| TASK OBJECTIVE |
Check each line of the material. Copy those containing "this".

** start SUPPLIED INFORMATION **

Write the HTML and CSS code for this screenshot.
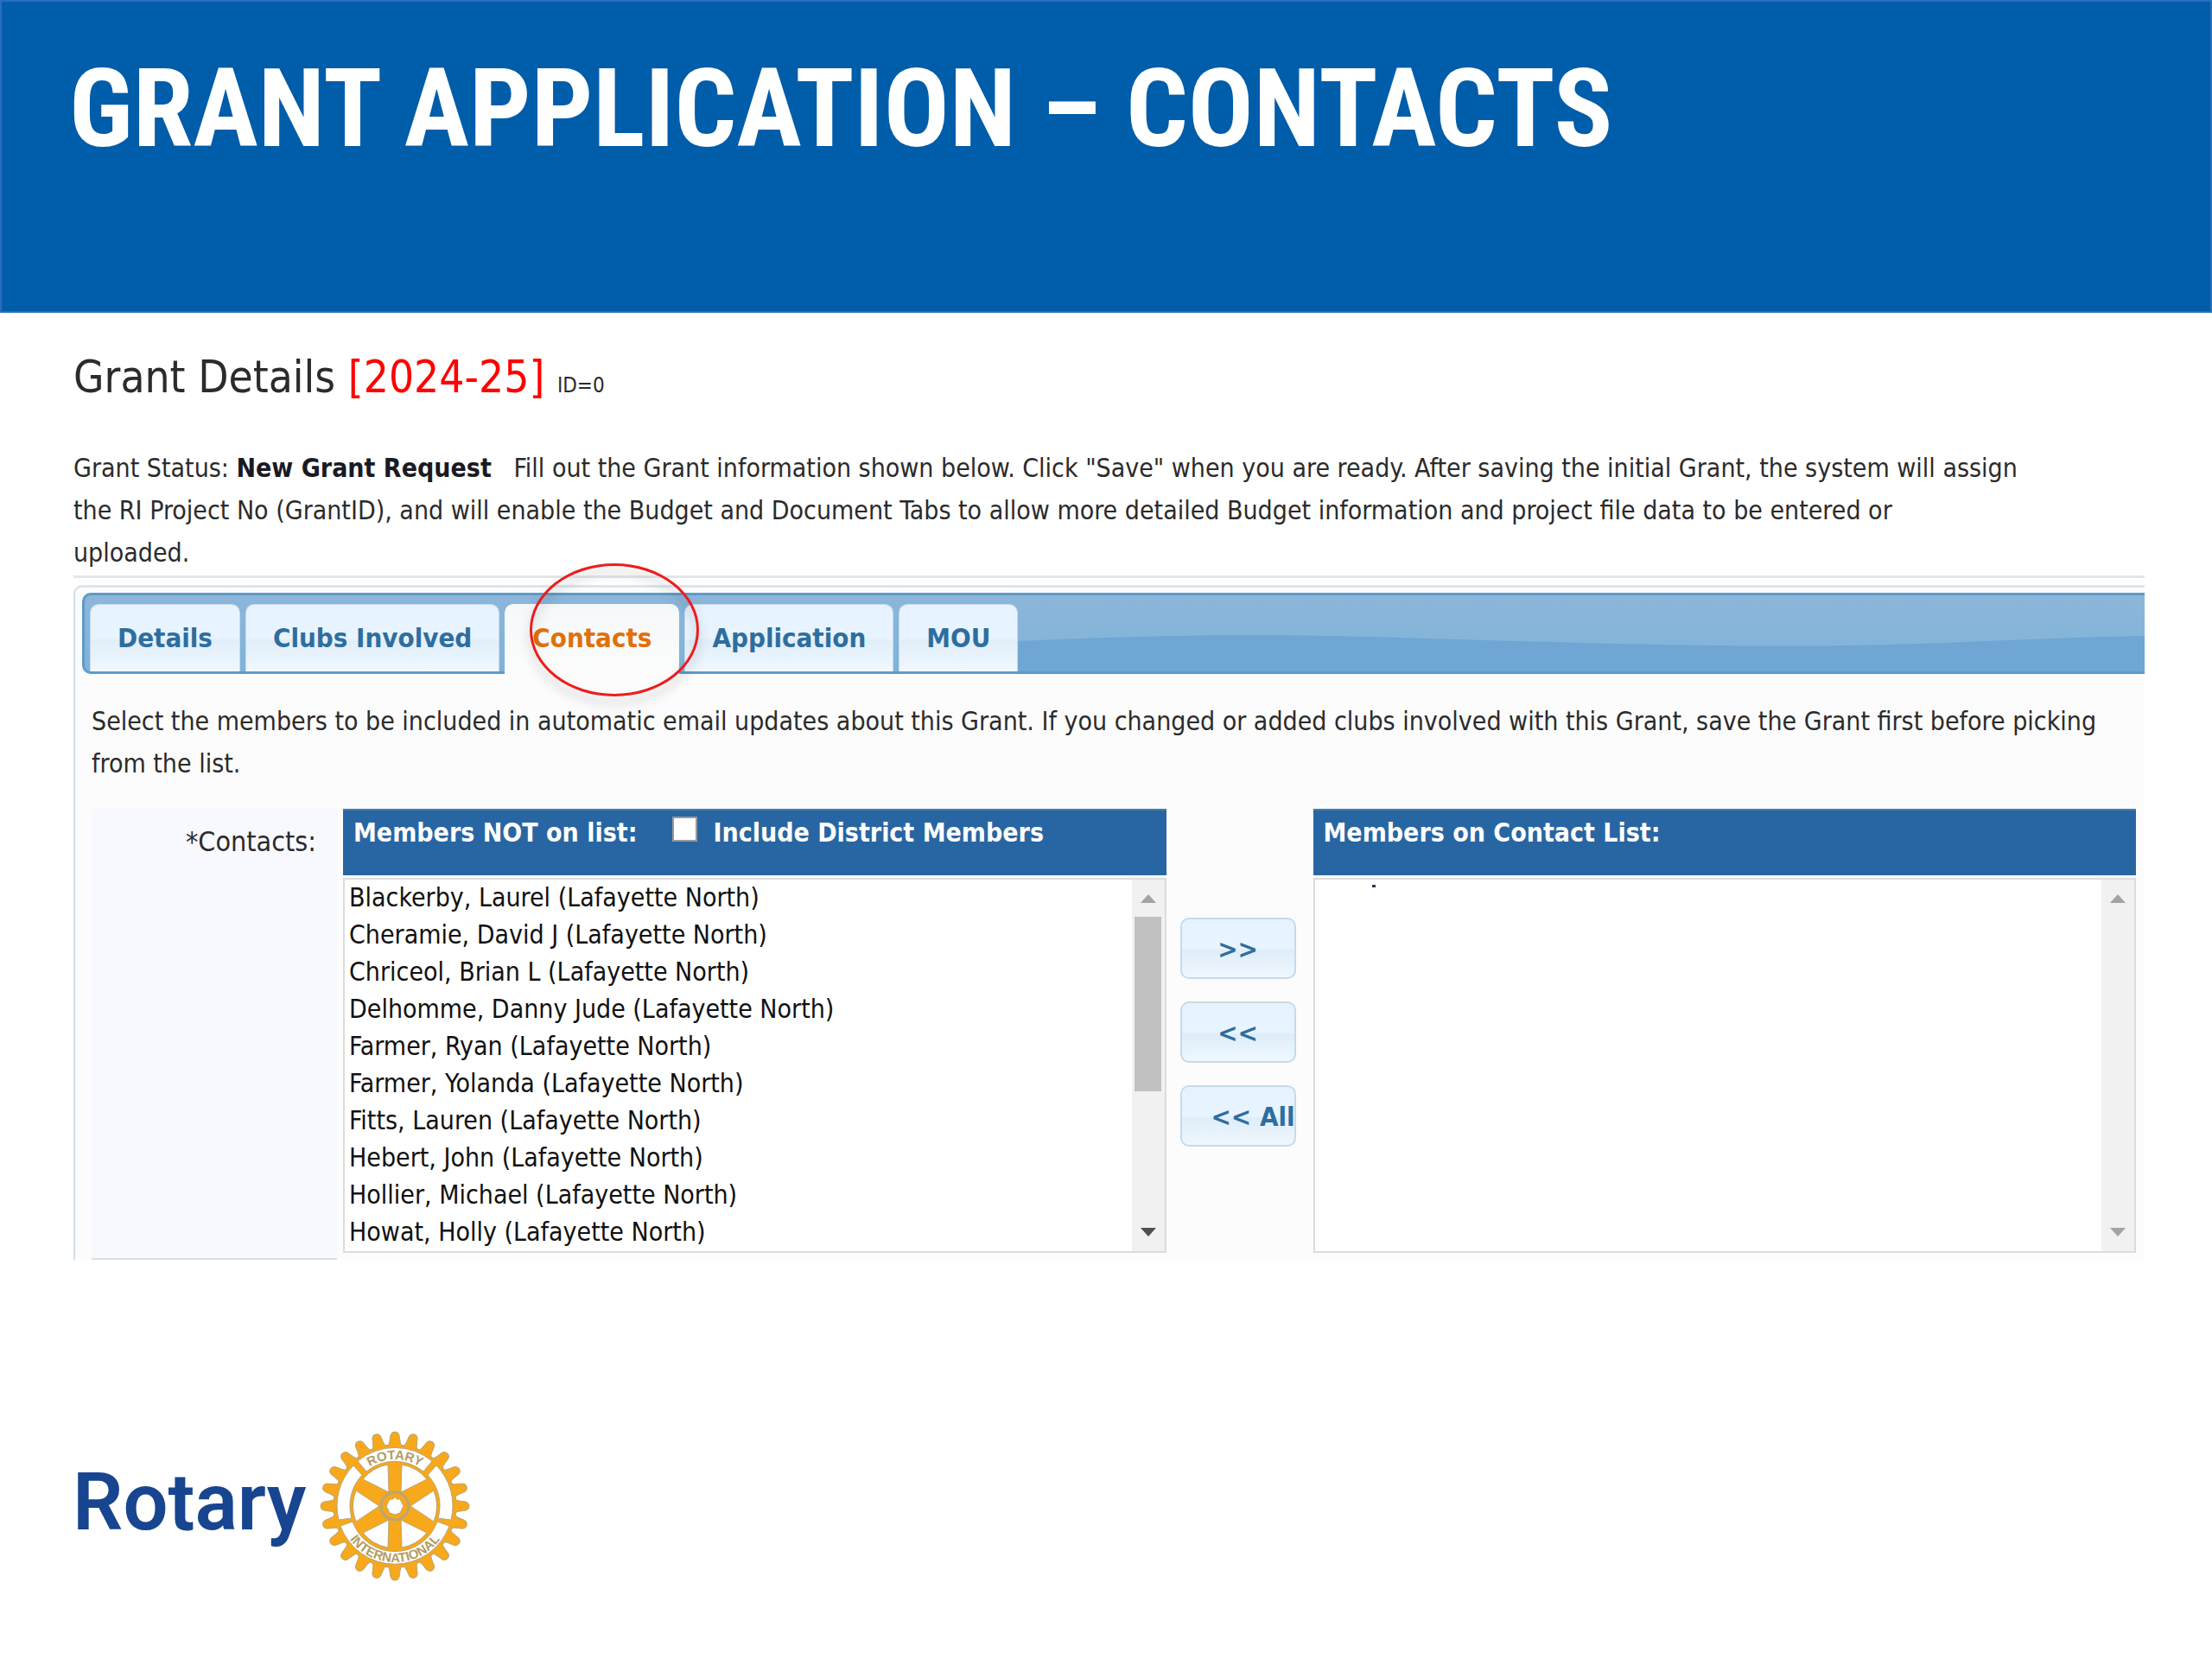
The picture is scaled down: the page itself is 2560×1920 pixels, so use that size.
FILE: index.html
```html
<!DOCTYPE html>
<html lang="en">
<head>
    <meta charset="UTF-8">
    <title>Grant Application - Contacts</title>
    <link rel="stylesheet" href="styles.css">
</head>
<body>
    <header class="banner">
        <h1>GRANT APPLICATION – CONTACTS</h1>
    </header>

    <main class="content">
        <h2>Grant Details <span class="year">[2024-25]</span> <small>ID=0</small></h2>
        <p class="status">
            Grant Status: <b>New Grant Request</b> &nbsp; Fill out the Grant information shown below. Click "Save" when you are ready. After saving the initial Grant, the system will assign<br>
            the RI Project No (GrantID), and will enable the Budget and Document Tabs to allow more detailed Budget information and project file data to be entered or<br>
            uploaded.
        </p>

        <section class="panel">
            <nav class="tabs">
                <svg class="wave" viewBox="0 0 1432 90" preserveAspectRatio="none" aria-hidden="true">
                    <path d="M0 60 C130 54 260 47 400 47 C560 47 760 59 1010 60 C1180 60 1300 50 1432 48 V90 H0 Z" fill="#6fa6d4"/>
                </svg>
                <a href="#details">Details</a>
                <a href="#clubs">Clubs Involved</a>
                <a href="#contacts" class="active">Contacts<span class="ring"></span></a>
                <a href="#application">Application</a>
                <a href="#mou">MOU</a>
            </nav>

            <p class="hint">Select the members to be included in automatic email updates about this Grant. If you changed or added clubs involved with this Grant, save the Grant first before picking from the list.</p>

            <div class="contacts-row">
                <label class="row-label" for="available">*Contacts:</label>

                <div class="list-box">
                    <div class="list-head">
                        <span>Members NOT on list:</span>
                        <input type="checkbox" id="district">
                        <label for="district">Include District Members</label>
                    </div>
                    <div class="list-body">
                        <select id="available" multiple size="10">
                            <option>Blackerby, Laurel (Lafayette North)</option>
                            <option>Cheramie, David J (Lafayette North)</option>
                            <option>Chriceol, Brian L (Lafayette North)</option>
                            <option>Delhomme, Danny Jude (Lafayette North)</option>
                            <option>Farmer, Ryan (Lafayette North)</option>
                            <option>Farmer, Yolanda (Lafayette North)</option>
                            <option>Fitts, Lauren (Lafayette North)</option>
                            <option>Hebert, John (Lafayette North)</option>
                            <option>Hollier, Michael (Lafayette North)</option>
                            <option>Howat, Holly (Lafayette North)</option>
                        </select>
                        <div class="scrollbar">
                            <i class="arrow-up"></i>
                            <i class="thumb"></i>
                            <i class="arrow-down"></i>
                        </div>
                    </div>
                </div>

                <div class="move-buttons">
                    <button type="button">&gt;&gt;</button>
                    <button type="button">&lt;&lt;</button>
                    <button type="button" class="all">&lt;&lt; All</button>
                </div>

                <div class="list-box">
                    <div class="list-head">
                        <label for="selected">Members on Contact List:</label>
                    </div>
                    <div class="list-body">
                        <select id="selected" class="selected" multiple size="10"></select>
                        <div class="scrollbar disabled">
                            <i class="arrow-up"></i>
                            <i class="arrow-down"></i>
                        </div>
                    </div>
                </div>
            </div>
        </section>
    </main>

    <footer class="brand">
        <span class="wordmark">Rotary</span>
        <svg class="wheel" viewBox="-90 -90 180 180" role="img" aria-label="Rotary International">
            <defs>
                <path id="tooth" d="M-9 -68 C-6 -71 -6 -76 -5 -82 Q-4 -86 0 -86 Q4 -86 5 -82 C6 -76 6 -71 9 -68 Z"/>
                <g id="quarter">
                    <use href="#tooth"/>
                    <use href="#tooth" transform="rotate(15)"/>
                    <use href="#tooth" transform="rotate(30)"/>
                    <use href="#tooth" transform="rotate(45)"/>
                    <use href="#tooth" transform="rotate(60)"/>
                    <use href="#tooth" transform="rotate(75)"/>
                </g>
                <path id="topText" d="M-54 0 A54 54 0 0 1 54 0"/>
                <path id="bottomText" d="M-65 0 A65 65 0 0 0 65 0"/>
            </defs>
            <g fill="#f7a81b" stroke="#b9a574" stroke-width="1">
                <circle r="71"/>
                <use href="#quarter"/>
                <use href="#quarter" transform="rotate(90)"/>
                <use href="#quarter" transform="rotate(180)"/>
                <use href="#quarter" transform="rotate(270)"/>
                <circle r="70" stroke="none"/>
            </g>
            <g fill="#fff" stroke="#b9a574" stroke-width="1">
                <path d="M-43 -52 A67 67 0 0 1 43 -52 L33 -40 A52 52 0 0 0 -33 -40 Z"/>
                <path d="M48 -47 A67 67 0 0 1 65 16 L50 14 A52 52 0 0 0 38 -36 Z"/>
                <path d="M-48 -47 A67 67 0 0 0 -65 16 L-50 14 A52 52 0 0 1 -38 -36 Z"/>
                <path d="M-63 23 A67 67 0 0 0 63 23 L49 18 A52 52 0 0 1 -49 18 Z"/>
                <path d="M8 -48 A48 48 0 0 1 37 -31 L7 -16 Z"/>
                <path d="M-8 -48 A48 48 0 0 0 -37 -31 L-7 -16 Z"/>
                <path d="M45 -18 A48 48 0 0 1 45 18 L18 0 Z"/>
                <path d="M-45 -18 A48 48 0 0 0 -45 18 L-18 0 Z"/>
                <path d="M8 48 A48 48 0 0 0 37 31 L7 16 Z"/>
                <path d="M-8 48 A48 48 0 0 1 -37 31 L-7 16 Z"/>
            </g>
            <circle r="16" fill="#f7a81b" stroke="#b9a574" stroke-width="3"/>
            <path d="M-6 -8 L-2 -8 L0 -11 L2 -8 L6 -8 L10 0 L6 8 L0 10 L-6 8 L-10 0 Z" fill="#fff" stroke="#b9a574"/>
            <g class="wheel-text">
                <text><textPath href="#topText" startOffset="50%">ROTARY</textPath></text>
                <text><textPath href="#bottomText" startOffset="50%">INTERNATIONAL</textPath></text>
            </g>
        </svg>
    </footer>
</body>
</html>
```
FILE: styles.css
```css
* {
    box-sizing: border-box;
}
body {
    margin: 0;
    background: #fff;
    color: #2b2b2b;
    font: 30px/49px "DejaVu Sans Condensed", "DejaVu Sans", sans-serif;
}
.banner {
    height: 362px;
    padding: 50px 78px;
    background: #005daa;
    border: 2px solid #2a6ebb;
}
.banner h1 {
    margin: 0;
    color: #fff;
    font: bold 126px/148px "Roboto Condensed", "Liberation Sans", sans-serif;
}
.content {
    margin: 0 78px 0 85px;
}
h2 {
    margin: 0;
    padding-top: 44px;
    font-size: 51px;
    line-height: 62px;
    font-weight: normal;
}
h2 .year {
    color: #f00;
}
h2 small {
    font-size: 24px;
}
.status {
    margin: 40px 0 0;
    padding-bottom: 2px;
    border-bottom: 3px solid #e4e6e8;
}
.status b {
    color: #1a1a24;
}
.panel {
    margin-top: 8px;
    padding: 6px 0 0 8px;
    border-top: 3px solid #dbe6ee;
    border-left: 2px solid #cfe0ec;
    border-top-left-radius: 10px;
    background: #fcfcfc;
}

/* tab bar */
.tabs {
    position: relative;
    display: flex;
    gap: 6px;
    height: 94px;
    padding: 10px 0 0 6px;
    border: 3px solid #5c9ccc;
    border-right: 0;
    border-radius: 10px 0 0 10px;
    background: linear-gradient(#8cb6d9, #7fb3da);
}
.wave {
    position: absolute;
    top: 0;
    right: 0;
    width: 60%;
    height: 88px;
}
.tabs a {
    position: relative;
    height: 78px;
    padding: 0 31px;
    border: 1px solid #c5dbec;
    border-bottom: 0;
    border-radius: 10px 10px 0 0;
    background: linear-gradient(#e6f2fd 0%, #e8f4ff 50%, #e0eefa 54%, #f1f8fe 100%);
    color: #2e6e9e;
    font-size: 31px;
    font-weight: bold;
    line-height: 76px;
    text-decoration: none;
}
.tabs a.active {
    height: 81px;
    border-color: #f5f8f9;
    background: linear-gradient(#f5f8f9, #fcfcfc);
    color: #e17009;
}
.ring {
    position: absolute;
    z-index: 1;
    left: 28px;
    top: -48px;
    width: 196px;
    height: 154px;
    border: 3px solid #ee1c1c;
    border-radius: 50%;
    filter: drop-shadow(0 8px 6px rgba(0, 0, 0, 0.25));
}
/* keep the ring above the tab that follows it */
.tabs a.active {
    z-index: 1;
}

.hint {
    margin: 0;
    padding: 30px 40px 0 11px;
}

/* member lists */
.contacts-row {
    display: flex;
    align-items: flex-start;
    margin-top: 28px;
    padding: 0 10px 0 11px;
}
.row-label {
    align-self: stretch;
    width: 284px;
    margin-right: 7px;
    padding: 14px 24px 0 0;
    border-bottom: 2px solid #dddfe2;
    background: #f8f9fe;
    font-size: 32px;
    text-align: right;
}
.list-box {
    flex: 1;
    min-width: 0;
    margin-bottom: 8px;
}
.list-head {
    display: flex;
    height: 77px;
    padding-left: 12px;
    background: #2866a3;
    border-top: 2px solid #4d7ca8;
    color: #fff;
    font-weight: bold;
    line-height: 52px;
}
.list-head input {
    appearance: none;
    width: 29px;
    height: 29px;
    margin: 7px 18px 0 41px;
    border: 2px solid #999;
    background: #fff;
}
.list-body {
    display: flex;
    height: 434px;
    margin-top: 3px;
    border: 2px solid #dcdcdc;
    background: #fff;
}
.list-body select {
    flex: 1;
    min-width: 0;
    padding: 3px 0 0;
    border: 0;
    outline: 0;
    overflow: hidden;
    background: #fff;
    color: #111;
    font: inherit;
}
.list-body option {
    min-height: 43px;
    padding: 0 5px;
    line-height: 43px;
}
.list-body .selected {
    background: linear-gradient(#335, #335) 66px 6px / 4px 3px no-repeat #fff;
}
.scrollbar {
    display: flex;
    flex-direction: column;
    align-items: center;
    width: 38px;
    padding: 17px 0;
    background: #f1f1f1;
}
.arrow-up, .arrow-down {
    border: 9px solid transparent;
}
.arrow-up {
    border-top: 0;
    border-bottom: 10px solid #a3a3a3;
}
.arrow-down {
    margin-top: auto;
    border-bottom: 0;
    border-top: 10px solid #505050;
}
.disabled .arrow-down {
    border-top-color: #a3a3a3;
}
.thumb {
    width: 31px;
    height: 202px;
    margin-top: 16px;
    background: #c1c1c1;
}

.move-buttons {
    display: flex;
    flex-direction: column;
    gap: 26px;
    margin: 126px 20px 0 16px;
}
.move-buttons button {
    width: 134px;
    height: 71px;
    padding: 0;
    overflow: hidden;
    border: 2px solid #c5dbec;
    border-radius: 10px;
    background: linear-gradient(#e6f2fd 0%, #e8f4ff 50%, #dfedf9 54%, #eff7fe 100%);
    color: #2e6e9e;
    font: bold 31px/40px "DejaVu Sans Condensed", "DejaVu Sans", sans-serif;
    white-space: nowrap;
}
.move-buttons .all {
    padding-left: 34px;
    text-align: left;
}

/* logo */
.brand {
    display: flex;
    align-items: center;
    gap: 13px;
    margin: 195px 0 0 84px;
}
.wordmark {
    padding-bottom: 8px;
    color: #17458f;
    font: 600 92px/106px "Roboto", "Liberation Sans", sans-serif;
}
.wheel {
    width: 180px;
    height: 180px;
}
.wheel-text {
    fill: #b39c62;
    font: bold 15px "Liberation Sans", sans-serif;
    text-anchor: middle;
}
```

** end SUPPLIED INFORMATION **

| THE RESULT |
Write the HTML and CSS code for this screenshot.
            <p class="hint">Select the members to be included in automatic email updates about this Grant. If you changed or added clubs involved with this Grant, save the Grant first before picking from the list.</p>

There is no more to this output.